C’est à se demander si les Don Quichotte ne sont pas les acteurs culturels, qui enfourchent leur cheval, montant parfois sur les plus grands, au service de causes promues par les gouvernements de toutes les démocraties occidentales ? Les causes sont peut-être bonnes… mais elles font oublier que le premier devoir vis-à-vis du pouvoir quel qu’il soit, est une saine méfiance (il devrait en aller de même à propos des “philanthropes” aux moyens illimités)…
La pièce est très physique, très bien emmenée par deux comédiens à la hauteur d’un style vigoureux : Philippe Résimont et Othmane Moumen ; je lui reprocherais seulement de ressembler à un collage dans lequel l’auteur aurait placé Greta Thunberg, les Femen, les expressions toutes faites de Sancho ainsi qu’une référence à Elephant man, autre pièce d’Anne Sylvain dans laquelle a joué Othmane Moumen et qui semble un peu plaqué sur l’ensemble.
En interview, Anne Sylvain ne fait pas mystère de son admiration pour Greta – profond – Thunberg ou pour les FEMEN, qui sont évoquées sur la scène.
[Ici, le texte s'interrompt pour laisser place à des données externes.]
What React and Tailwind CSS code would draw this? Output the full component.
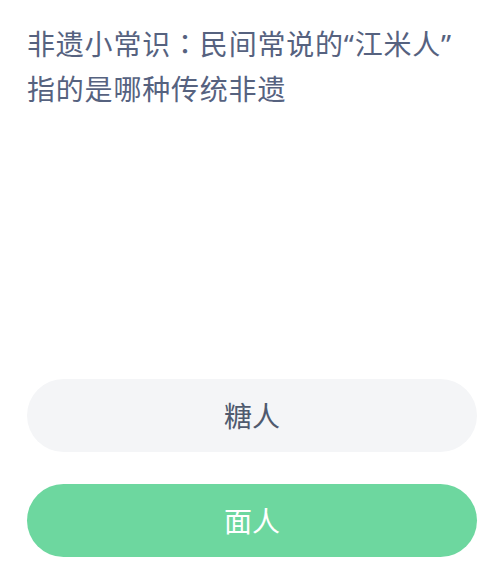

Mais sortant de la bouche d’un personnage dérangé, on sait ce que vaut leur éloge et cette ambiguïté joue en faveur de la pièce, que l’auteur a eu l’intelligence de ne pas vouloir démonstrative.
Il est peut-être aussi un peu frustrant que rien ne soit déclenché quand un des deux personnages demande « Ne sommes-nous pas dans un théâtre ? », d’autant qu’Anne Sylvain s’était fait intervenir de manière espiègle au tout début de la pièce. « Nous sommes tous des Don Quichotte. » est le message explicite de la pièce. Difficile, en effet, de ne pas s’identifier au chevalier de la triste figure même si sa folie infatigable évoque un sort peu enviable : il aime une femme imaginaire, combat des ennemis imaginaires… La phrase « Nous sommes tous des Don Quichotte » peut être interprétée comme un encouragement à ne pas nous contenter du réel imposé ; ou comme une critique : nous luttons contre des ennemis imaginaires (« Nous sommes en guerre ») faute de les nommer ou de les identifier correctement ; de plus les moulins à vent existent, ils brassent beaucoup d’air et pompent notre énergie, Don Quichotte voit en eux des géants malveillants. Tout fou qu’il est, il n’a peut-être pas tort.
Don Quichotte est donc à la fois pour Anne Sylvain un exemple d’égarement (un personnage emprisonné dans une vision livresque des choses) et un modèle. Faut-il y voir une erreur de lecture, une contradiction ? Ou au contraire une leçon volontaire ou non : le modèle à suivre, ce serait l’égarement ?
Le plaisir du texte ne nous oblige pas à choisir.
Et c’en est tout le mérite.
Ludovic Joubert
Site de l’auteur: https://xyloglosse.net/
- Avec notamment l’annulation, en vertu de la Loi Pandémie, du consentement libre et éclairé, il n’y a plus un aspect de notre vie, jusqu’à notre intégrité physique, qui ne soit sous le contrôle de l’État omnipotent, centralisé.